FLESH: The Gold Coast in the 60s, 70s and 80s

Soft cover | 80 pages | 270 x 210mm | 2014 | Publisher: University of Queensland Press

The Gold Coast of the 1960s, ‘70s and ‘80s was a special time and place. The popular beaches and parks exploded with a myriad of happenings – with plenty of flesh in all shapes and sizes on show.
Before the internet and digital photography, amateur photographer and social documentarian Graham Burstow moved freely among the people, chatting and photographing human interactions and forms on very close-up and public display.
His black-and-white hand-printed images capture the essence of the Gold Coast in these decades while stirring emotions that transcend the era and locale, speaking directly to the heart.

Graham Burstow’s photographs celebrate and document a very particular time on the Australian beach. [His] photographs remind us of what many think of as a more innocent Australia, perhaps a less-knowing Australia.

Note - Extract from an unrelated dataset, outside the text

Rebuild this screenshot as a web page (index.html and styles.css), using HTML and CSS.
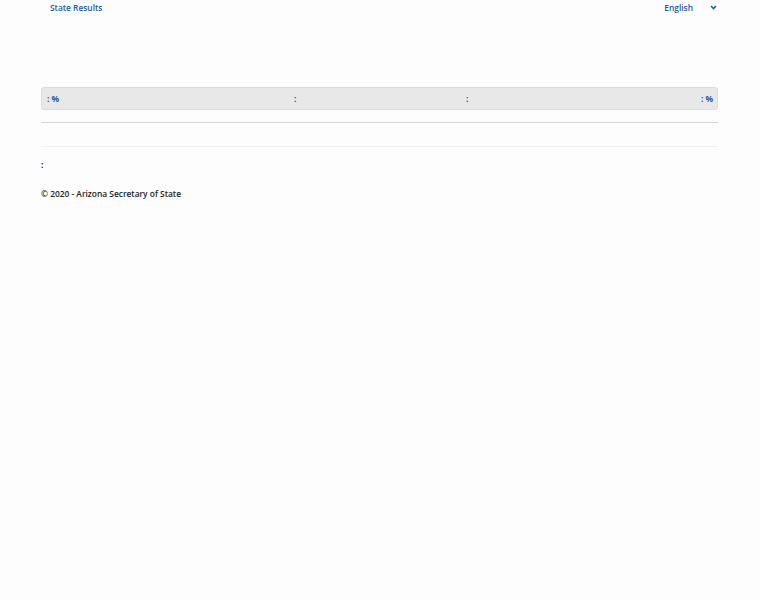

Professor Peter Spearritt Historian and author

Burstow follows a well-trodden path – the Parisian master photographer Robert Doisneau and (to some extent) the Melbournian Rennie Ellis spring to mind as kindred spirits here. Like Doisneau and Ellis, Burstow sees himself – and is – a social documentarian. People are what drives him….

Like all social documentarians worth their salt, Burstow’s eye and intentions take him into situations that are not always ‘nice’ and are often ambiguous, as is the case with the beachside photography that forms the essential ‘body’ and, I believe, the most significant work in this exhibition. Although these pictures date from the 1960s, ‘70s and ‘80s, there is a timeless quality about them, the sense that similar events today would be best photographed in precisely this manner.